Updates and Reminders
EDA Outcome Quizzes:
Try last week’s EDA outcome quizzes by midnight tonight (if you haven’t already). I’ll unlock more attempts for those who are missing them after this first round closes.
We’re ever-so-slightly behind where I thought we’d be, but I’d still like to make this the EDA checkpoint week. What that means for us:
There are four (4) EDA outcomes we haven’t seen yet. I will release quizzes for these outcomes by the end of the day, and give everyone four (4) attempts for each.
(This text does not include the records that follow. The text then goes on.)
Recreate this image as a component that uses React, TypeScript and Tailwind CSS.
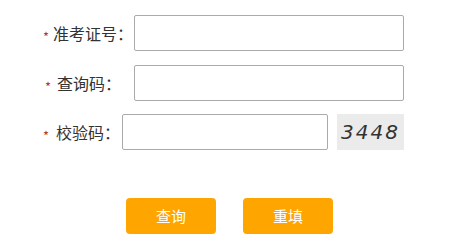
import React from "react";

const font = { fontFamily: '"Noto Sans CJK SC", "Noto Sans", sans-serif' };

function Star() {
  return <span className="text-[13px] leading-none text-[#b03a2e] mr-[4px] relative top-[3px]">*</span>;
}

export default function App() {
  return (
    <div className="w-[467px] h-[248px] bg-white text-[#333]" style={font}>
      <div className="pt-[15px] flex flex-col">
        <div className="flex items-center h-[36px]">
          <div className="w-[134px] pl-[43px] flex items-center text-[16px]">
            <Star />
            <span>准考证号：</span>
          </div>
          <input className="w-[270px] h-[36px] border border-[#aaa] rounded-[2px] outline-none" />
        </div>
        <div className="flex items-center h-[36px] mt-[14px]">
          <div className="w-[134px] pl-[45px] flex items-center text-[16px]">
            <Star />
            <span className="ml-[2px]">查询码：</span>
          </div>
          <input className="w-[270px] h-[36px] border border-[#aaa] rounded-[2px] outline-none" />
        </div>
        <div className="flex items-center h-[36px] mt-[13px]">
          <div className="w-[122px] pl-[43px] flex items-center text-[16px]">
            <Star />
            <span className="ml-[3px]">校验码：</span>
          </div>
          <input className="w-[206px] h-[36px] border border-[#aaa] rounded-[2px] outline-none" />
          <div
            className="ml-[9px] w-[67px] h-[36px] bg-[#ebebeb] flex items-center justify-center text-[20px] italic tracking-[2px] text-[#333]"
            style={{ fontFamily: '"DejaVu Sans", sans-serif' }}
          >
            3448
          </div>
        </div>
        <div className="flex mt-[48px] pl-[126px] gap-[27px]">
          <button className="w-[90px] h-[36px] bg-[#ffa500] rounded-[4px] text-white text-[15px]">查询</button>
          <button className="w-[90px] h-[36px] bg-[#ffa500] rounded-[4px] text-white text-[15px]">重填</button>
        </div>
      </div>
    </div>
  );
}
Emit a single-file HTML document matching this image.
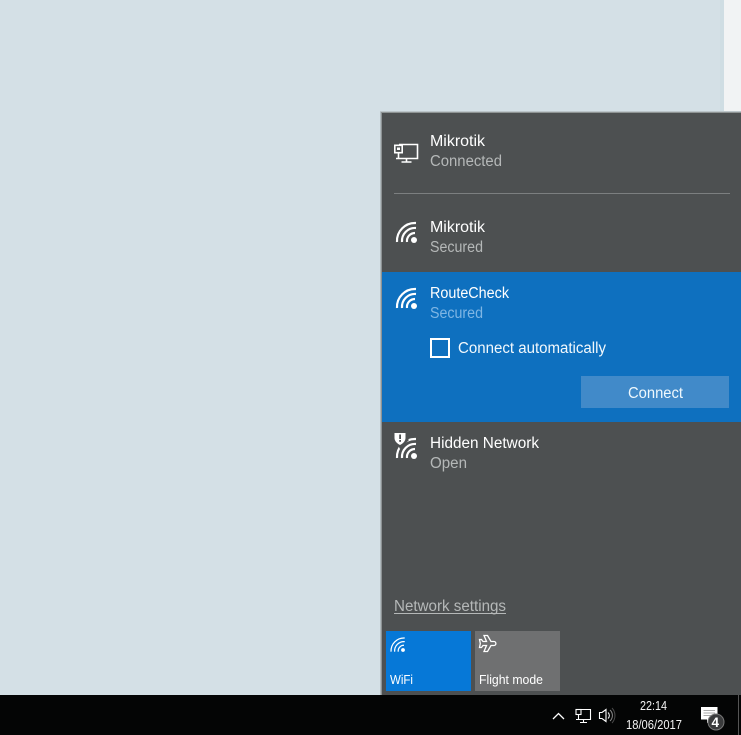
<!DOCTYPE html>
<html><head><meta charset="utf-8">
<style>
html,body{margin:0;padding:0;width:741px;height:735px;overflow:hidden;background:#d4e0e6}
svg{display:block;position:absolute;left:0;top:0}
text{font-family:"Liberation Sans",sans-serif}
</style></head>
<body>
<svg width="741" height="735" viewBox="0 0 741 735" xmlns="http://www.w3.org/2000/svg">
<defs>
<g id="wifi" fill="none">
  <path d="M-18 1A18 18 0 0 1 1 -18"/>
  <path d="M-13 1A13 13 0 0 1 1 -13"/>
  <path d="M-8 1A8 8 0 0 1 0 -8"/>
</g>
</defs>
<rect width="741" height="735" fill="#d4e0e6"/>
<rect x="724" y="0" width="17" height="111" fill="#f1f3f4"/>
<rect x="720" y="0" width="4" height="111" fill="#cfdde3"/>
<rect x="380" y="111" width="361" height="1" fill="#bcc5c9"/>
<rect x="380" y="112" width="1" height="583" fill="#b0babe"/>
<rect x="381" y="112" width="360" height="1" fill="#8f9494"/>
<rect x="381" y="112" width="1" height="583" fill="#8d9294"/>
<rect x="382" y="113" width="359" height="582" fill="#4d5051"/>
<!-- Wired icon -->
<g fill="none" stroke="#fff" stroke-width="1.600">
  <path d="M399 144.500H417.500V158.500H396"/>
  <path d="M406.500 158.500V162M401.500 162H411.500"/>
  <rect x="394.800" y="145.300" width="7.400" height="7.400" fill="#4d5051"/>
  <path d="M398.500 152.700V158.500"/>
  <rect x="397" y="147.500" width="3" height="2.500" fill="#fff" stroke="none"/>
</g>
<text x="430" y="146" font-size="16" fill="#fff" textLength="55" lengthAdjust="spacingAndGlyphs">Mikrotik</text>
<text x="430" y="166" font-size="15.500" fill="#b5b8b8" textLength="72" lengthAdjust="spacingAndGlyphs">Connected</text>
<rect x="394" y="193" width="336" height="1" fill="#7c7f80"/>
<!-- Mikrotik wifi -->
<g transform="translate(415 241)" stroke="#fff" stroke-width="2.200"><use href="#wifi"/></g>
<circle cx="414" cy="240" r="3" fill="#fff"/>
<text x="430" y="232" font-size="16" fill="#fff" textLength="55" lengthAdjust="spacingAndGlyphs">Mikrotik</text>
<text x="430" y="252" font-size="15.500" fill="#b5b8b8" textLength="53" lengthAdjust="spacingAndGlyphs">Secured</text>
<!-- Selected -->
<rect x="382" y="272" width="359" height="150" fill="#0e70bf"/>
<g transform="translate(415 307)" stroke="#fff" stroke-width="2.200"><use href="#wifi"/></g>
<circle cx="414" cy="306" r="3" fill="#fff"/>
<text x="430" y="298" font-size="15.500" fill="#fff" textLength="79" lengthAdjust="spacingAndGlyphs">RouteCheck</text>
<text x="430" y="318" font-size="15.500" fill="#7fb6e4" textLength="53" lengthAdjust="spacingAndGlyphs">Secured</text>
<rect x="431" y="339" width="18" height="18" fill="none" stroke="#fff" stroke-width="2"/>
<text x="458" y="353" font-size="15.500" fill="#f2f8fc" textLength="148" lengthAdjust="spacingAndGlyphs">Connect automatically</text>
<rect x="581" y="376" width="148" height="32" fill="#418ac9"/>
<text x="628" y="398" font-size="15.500" fill="#eef8fd" textLength="55" lengthAdjust="spacingAndGlyphs">Connect</text>
<!-- Hidden -->
<g transform="translate(415 457)" stroke="#fff" stroke-width="2.200"><use href="#wifi"/></g>
<circle cx="414" cy="456" r="3" fill="#fff"/>
<path d="M392 433L402 433L409 440L400 449Z" fill="#4d5051"/>
<path d="M394.500 433H405.500V438C405.500 441 403 443.500 400 445C397 443.500 394.500 441 394.500 438Z" fill="#fff"/>
<rect x="399.200" y="434.500" width="1.800" height="4.500" fill="#4d5051"/>
<rect x="399.200" y="440" width="1.800" height="1.800" fill="#4d5051"/>
<text x="430" y="448" font-size="15.500" fill="#fff" textLength="109" lengthAdjust="spacingAndGlyphs">Hidden Network</text>
<text x="430" y="468" font-size="15.500" fill="#b5b8b8" textLength="37" lengthAdjust="spacingAndGlyphs">Open</text>
<!-- Settings -->
<text x="394" y="611" font-size="15.500" fill="#b5b8b8" textLength="112" lengthAdjust="spacingAndGlyphs">Network settings</text>
<rect x="394" y="613" width="112" height="1" fill="#b5b8b8"/>
<!-- Tiles -->
<rect x="386" y="631" width="85" height="60" fill="#0678d7"/>
<g transform="translate(404 651) scale(.72)" stroke="#fff" stroke-width="1.700"><use href="#wifi"/></g>
<circle cx="403" cy="650" r="1.900" fill="#fff"/>
<text x="390" y="684" font-size="12.500" fill="#fff" textLength="23" lengthAdjust="spacingAndGlyphs">WiFi</text>
<rect x="475" y="631" width="85" height="60" fill="#6f7071"/>
<path d="M484 635.500H487.500L491 641.500H494C496.500 641.500 496.500 645.500 494 645.500H491L487.500 651.500H484L486.500 645.500H483L481.500 647.500H479.500L480.300 643.500L479.500 639.500H481.500L483 641.500H486.500Z" fill="none" stroke="#fff" stroke-width="1.300"/>
<text x="479" y="684" font-size="12.500" fill="#fff" textLength="64" lengthAdjust="spacingAndGlyphs">Flight mode</text>
<!-- Taskbar -->
<rect x="0" y="695" width="741" height="40" fill="#040505"/>
<path d="M553 719L558.500 713.500L564 719" fill="none" stroke="#fff" stroke-width="1.300"/>
<g fill="none" stroke="#fff" stroke-width="1.100">
  <path d="M578 709.500H590.500V719.500H576"/>
  <rect x="576" y="709.500" width="5" height="5" fill="#040505"/>
  <path d="M578.500 714.500V719.500M583.500 719.500V722.500M580 722.500H587"/>
</g>
<g fill="none" stroke="#fff">
  <path d="M599.500 712.500H602L606 709.500V721.500L602 718.500H599.500Z" stroke-width="1.100"/>
  <path d="M608 712.500A4 4 0 0 1 608 718.500" stroke-width="1"/>
  <path d="M610 710A7.500 7.500 0 0 1 610 721" stroke="#8b8b8b" stroke-width="1"/>
  <path d="M612 708A11 11 0 0 1 612 723" stroke="#4a4a4a" stroke-width="1"/>
</g>
<text x="640" y="710" font-size="12.500" fill="#f2f2f2" textLength="27" lengthAdjust="spacingAndGlyphs">22:14</text>
<text x="626" y="729" font-size="12.500" fill="#f2f2f2" textLength="56" lengthAdjust="spacingAndGlyphs">18/06/2017</text>
<path d="M701 707H717.500V719.500H711L707 723V719.500H701Z" fill="#fff"/>
<path d="M703.500 710.500H715M703.500 713H715M703.500 715.500H711" stroke="#aaa" stroke-width="1"/>
<circle cx="716" cy="722" r="8" fill="#3a3b3c" stroke="#777" stroke-width="1"/>
<text x="711.500" y="727" font-size="13.500" font-weight="bold" fill="#fff">4</text>
<rect x="738" y="695" width="1" height="40" fill="#555"/>
</svg>
</body></html>
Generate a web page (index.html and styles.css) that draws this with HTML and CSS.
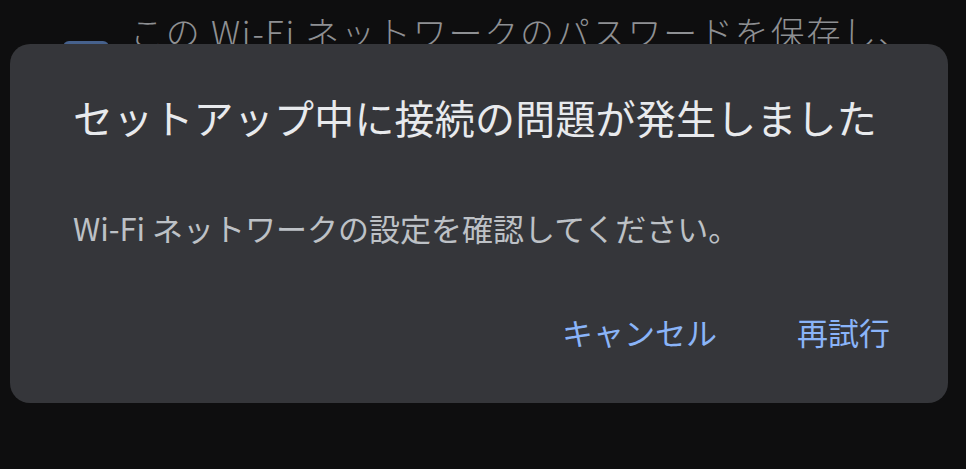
FILE: index.html
```html
<!DOCTYPE html>
<html lang="ja">
<head>
  <meta charset="UTF-8" />
  <meta name="viewport" content="width=device-width, initial-scale=1.0" />
  <title>Wi-Fi セットアップ</title>
  <link rel="stylesheet" href="styles.css">
</head>
<body>
  <div class="page">
    <div class="save-row">
      <span class="checkbox"></span>
      <span class="save-text">この Wi-Fi ネットワークのパスワードを保存し、</span>
    </div>
  </div>

  <div class="dialog">
    <h1>セットアップ中に接続の問題が発生しました</h1>
    <p>Wi-Fi ネットワークの設定を確認してください。</p>
    <div class="actions">
      <button type="button">キャンセル</button>
      <button type="button">再試行</button>
    </div>
  </div>
</body>
</html>
```

FILE: styles.css
```css
html, body {
  height: 100%;
}
body {
  margin: 0;
  background: #0e0e0f;
  font-family: 'Noto Sans CJK JP', 'Noto Sans', sans-serif;
  overflow: hidden;
}
.page {
  padding: 8px 0 0 63px;
}
.save-row {
  display: flex;
  align-items: flex-start;
  gap: 21px;
}
.checkbox {
  width: 46px;
  height: 46px;
  margin-top: 33px;
  border-radius: 6px;
  background: #46618c;
  flex-shrink: 0;
}
.save-text {
  font-size: 34px;
  font-weight: 300;
  line-height: 48px;
  color: #8e9093;
  letter-spacing: 1.8px;
  white-space: nowrap;
}

/* диалог поверх страницы */
.dialog {
  position: absolute;
  left: 10px;
  top: 44px;
  width: 938px;
  height: 359px;
  box-sizing: border-box;
  padding: 45px 58px 0 63px;
  background: #35363a;
  border-radius: 20px;
  display: flex;
  flex-direction: column;
}
h1 {
  margin: 0;
  font-size: 40px;
  font-weight: 400;
  line-height: 56px;
  color: #e8eaed;
  letter-spacing: 0.2px;
}
p {
  margin: 63px 0 0;
  font-size: 31px;
  line-height: 40px;
  color: #bdc1c6;
}
.actions {
  display: flex;
  justify-content: flex-end;
  gap: 80px;
  margin-top: 63px;
}
button {
  border: none;
  background: none;
  padding: 0;
  font-family: inherit;
  font-size: 31px;
  line-height: 42px;
  color: #8ab4f8;
  cursor: pointer;
}
```
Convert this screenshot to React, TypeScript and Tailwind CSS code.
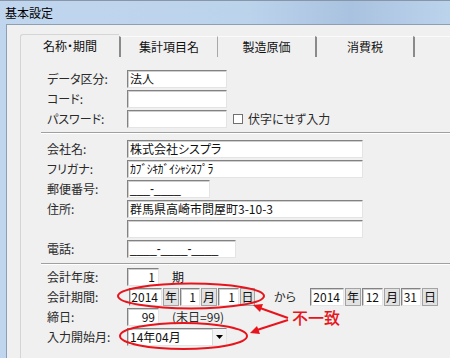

What does “checkpoint week” mean? It simply means I won’t be opening new quizzes for EDA outcomes after this week. If you are missing an EDA outcome that you want after the attempts this week, reach out to me so we can see what you’re missing and work to fill in any gaps. I would then recommend submitting an SLO revision form.
Today:
I want to show you some really cool interactive features of Altair. We’ll spend some time working through examples, as well as leafing through the documentation.
The interactive Altair features is how I’d like to round-out our EDA Unit 3 material. EDA Unit 4 we’ll try and start today, and finish off on Wednesday. I expect EDA Unit 4 to be a little bit shorter (and less exciting) than our previous units. The point will be to review some important python concepts unrelated to data science, before we formally begin our ML Units (exciting!).
Optimist me wants to say we’ll start ML on Wednesday, but most likely we’ll really begin on Friday.
We’ll start today’s lecture by going through the section on Multi-view plots in Altair. Other than creating the distinct rows, treat the creation of the chart as a warm-up.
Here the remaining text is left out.